A very interesting idea. But how would you then construct steering vectors for let's say politeness, refusal or some biases?
I think for those cases you're better off using standard methods (multiple choice etc.), this technique is only useful when paired positive negative data is more difficult to create (like writing imitation).
Epistemic Status: I thought of this yesterday and it seems plausible, but my initial attempts couldn't get it to work (as best as I could tell) and I don't have more time to commit to this. Anyone can feel free to try it, no need to credit me if it works, I just want to see this happen.
Here's a technique you could use to get a steering vector that represents any text dataset (say, that represents the author of that text). It's using the idea in this paper but for activation steering instead of RL.
Just split up each string into three pieces (like "Fix problems quickly with Galvanized Jets" becomes (A="Fix problems", B="quickly with", C="Galvanized Jets"))

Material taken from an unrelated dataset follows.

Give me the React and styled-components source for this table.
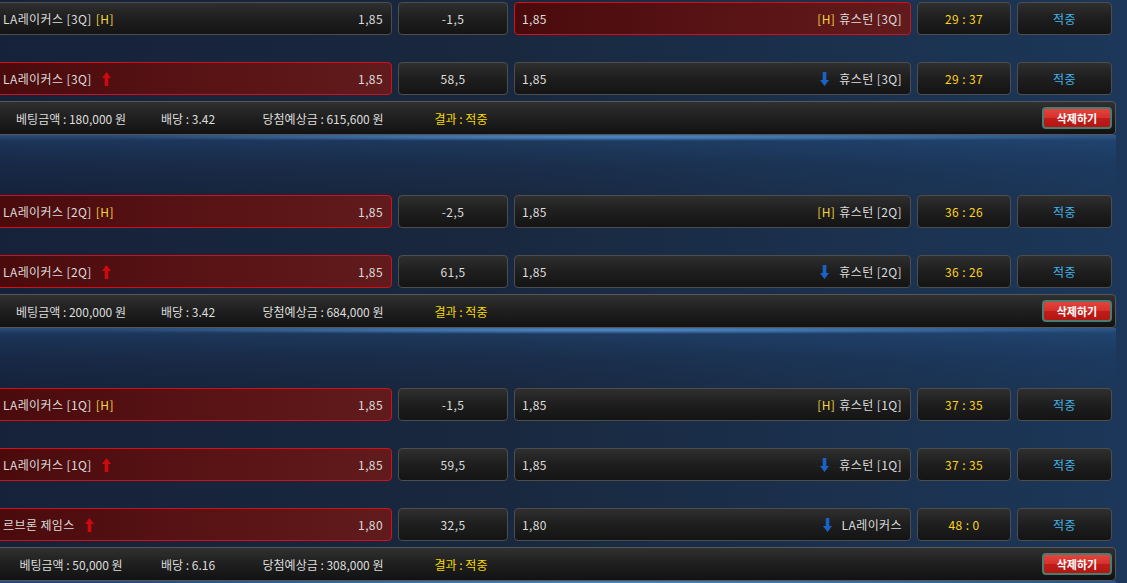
import React from "react"
import styled, { createGlobalStyle } from 'styled-components'

// ---- Data ----

const groups = [
    {
        rows: [
            { home: 'LA레이커스 [3Q]', homeTag: 'H', homeOdds: '1,85', line: '-1,5', awayOdds: '1,85', away: '휴스턴 [3Q]', awayTag: 'H', pick: 'away', score: '29 : 37' },
            { home: 'LA레이커스 [3Q]', homeArrow: true, homeOdds: '1,85', line: '58,5', awayOdds: '1,85', away: '휴스턴 [3Q]', awayArrow: true, pick: 'home', score: '29 : 37' },
        ],
        amount: '180,000', rate: '3.42', win: '615,600',
    },
    {
        rows: [
            { home: 'LA레이커스 [2Q]', homeTag: 'H', homeOdds: '1,85', line: '-2,5', awayOdds: '1,85', away: '휴스턴 [2Q]', awayTag: 'H', pick: 'home', score: '36 : 26' },
            { home: 'LA레이커스 [2Q]', homeArrow: true, homeOdds: '1,85', line: '61,5', awayOdds: '1,85', away: '휴스턴 [2Q]', awayArrow: true, pick: 'home', score: '36 : 26' },
        ],
        amount: '200,000', rate: '3.42', win: '684,000',
    },
    {
        rows: [
            { home: 'LA레이커스 [1Q]', homeTag: 'H', homeOdds: '1,85', line: '-1,5', awayOdds: '1,85', away: '휴스턴 [1Q]', awayTag: 'H', pick: 'home', score: '37 : 35' },
            { home: 'LA레이커스 [1Q]', homeArrow: true, homeOdds: '1,85', line: '59,5', awayOdds: '1,85', away: '휴스턴 [1Q]', awayArrow: true, pick: 'home', score: '37 : 35' },
            { home: '르브론 제임스', homeArrow: true, homeOdds: '1,80', line: '32,5', awayOdds: '1,80', away: 'LA레이커스', awayArrow: true, pick: 'home', score: '48 : 0' },
        ],
        amount: '50,000', rate: '6.16', win: '308,000',
    },
]

// ---- Styles ----

const GlobalStyle = createGlobalStyle`
body {
    margin: 0;
    background: linear-gradient(90deg, #16223a 0%, #19283f 45%, #1b3250 80%, #1c3759 100%);
    font-family: "Noto Sans CJK KR", "Noto Sans", sans-serif;
    overflow: hidden;
}
`;
const Page = styled.div`
width: 1124px;
margin-left: -8px;
padding-top: 2px;
`;
const Group = styled.section`
display: flex;
flex-direction: column;
gap: 27px;
padding-bottom: 60px;
background:
    radial-gradient(ellipse 45% 4px at 55% 2px, rgba(90, 160, 230, 0.75), transparent) bottom / 100% 60px no-repeat,
    linear-gradient(180deg, rgba(70, 130, 200, 0.45) 0px, rgba(40, 95, 160, 0.3) 6px, rgba(30, 70, 125, 0.18) 30px, transparent 60px) bottom / 100% 60px no-repeat;
`;
const Row = styled.div`
display: grid;
grid-template-columns: 400px 110px 397px 94px 95px;
column-gap: 6px;
height: 33px;
`;
const Box = styled.div`
display: flex;
align-items: center;
justify-content: ${p => p.align || 'center'};
box-sizing: border-box;
height: 33px;
padding: 0 8px 0 ${p => p.padLeft || 8}px;
border-radius: 4px;
border: 1px solid ${p => p.active ? '#d0101a' : '#4d4d4d'};
background: ${p => p.active
    ? 'linear-gradient(90deg, #4a0a0c 0%, #5a1416 60%, #621b1c 100%)'
    : 'linear-gradient(180deg, #2f2f2f 0%, #1e1e1e 50%, #141414 100%)'};
color: ${p => p.color || '#dcdcdc'};
font-size: 12px;
letter-spacing: 0.4px;
white-space: nowrap;
`;
const Team = styled.span`
display: flex;
align-items: center;
gap: 4px;
margin-right: auto;
`;
const TeamRight = styled(Team)`
margin-right: 0;
margin-left: auto;
`;
const Tag = styled.span`
color: #f2d640;
`;
const ArrowWrap = styled.span`
display: flex;
margin: 0 ${p => p.down ? '6px 0 0' : '0 0 6px'};
`;
const Summary = styled.div`
display: flex;
align-items: center;
box-sizing: border-box;
height: 34px;
margin-top: -21px;
padding-right: 3px;
border: 1px solid #575757;
border-radius: 4px;
background: linear-gradient(180deg, #303030 0%, #1f1f1f 50%, #121212 100%);
color: #dcdcdc;
font-size: 12px;
`;
const Cell = styled.span`
width: ${p => p.width}px;
text-align: center;
color: ${p => p.color || '#dcdcdc'};
white-space: nowrap;
`;
const DeleteButton = styled.button`
margin-left: auto;
width: 70px;
height: 22px;
padding: 0;
border: 2px solid #4a7d70;
border-radius: 4px;
background: linear-gradient(180deg, #e4443d 0%, #d5302b 50%, #bf1d19 51%, #b51612 100%);
color: #fff;
font-family: "Noto Sans CJK KR", sans-serif;
font-size: 11px;
font-weight: 700;
cursor: pointer;
`;

// ---- Icons ----

const Arrow = ({ down }) => (
    <ArrowWrap down={down}>
        <svg width="9" height="14" viewBox="0 0 9 14" style={{ transform: down ? 'rotate(180deg)' : 'none' }}>
            <path d="M4.5 0 L9 6 L6.3 6 L6.3 14 L2.7 14 L2.7 6 L0 6 Z" fill={down ? '#1a62c8' : '#cc0a10'} />
        </svg>
    </ArrowWrap>
)

const BetRow = ({ r }) => (
    <Row>
        <Box align="space-between" padLeft={10} active={r.pick === 'home'}>
            <Team>
                <span>{r.home}</span>
                {r.homeTag && <Tag>[{r.homeTag}]</Tag>}
                {r.homeArrow && <Arrow />}
            </Team>
            <span>{r.homeOdds}</span>
        </Box>
        <Box>{r.line}</Box>
        <Box align="space-between" padLeft={7} active={r.pick === 'away'}>
            <span>{r.awayOdds}</span>
            <TeamRight>
                {r.awayTag && <Tag>[{r.awayTag}]</Tag>}
                {r.awayArrow && <Arrow down />}
                <span>{r.away}</span>
            </TeamRight>
        </Box>
        <Box color="#ffd21a">{r.score}</Box>
        <Box color="#3fb2ea">적중</Box>
    </Row>
)

const App = () => (
    <>
        <GlobalStyle />
        <Page>
            {groups.map((g, i) => (
                <Group key={i}>
                    {g.rows.map((r, j) => <BetRow key={j} r={r} />)}
                    <Summary>
                        <Cell width={156}>베팅금액 : {g.amount} 원</Cell>
                        <Cell width={78}>배당 : {g.rate}</Cell>
                        <Cell width={192}>당첨예상금 : {g.win} 원</Cell>
                        <Cell width={84} color="#f6d800">결과 : 적중</Cell>
                        <DeleteButton>삭제하기</DeleteButton>
                    </Summary>
                </Group>
            ))}
        </Page>
    </>
)

export default App;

Now use an LLM to predict lots of B', given A.
"Good" predictions are those that increase the LLM's probability of C (given A and B'), "Bad" predictions are those that decrease the LLM's probability of C (given A and B').
Take the worst B' and gather average activations over them.
Take the best B' and gather average activations over them.
Take the difference and you have a steering vector that represents your text dataset, without needing to use multiple choice questions or positive and negative pairs or etc.
I think the main downside of this is that it could overoptimize where B' ends up being out of distribution relative to the dataset, but I'm not sure how much of an issue that would actually be in practice. It's also overkill for many applications of activation steering, but might be useful in some cases.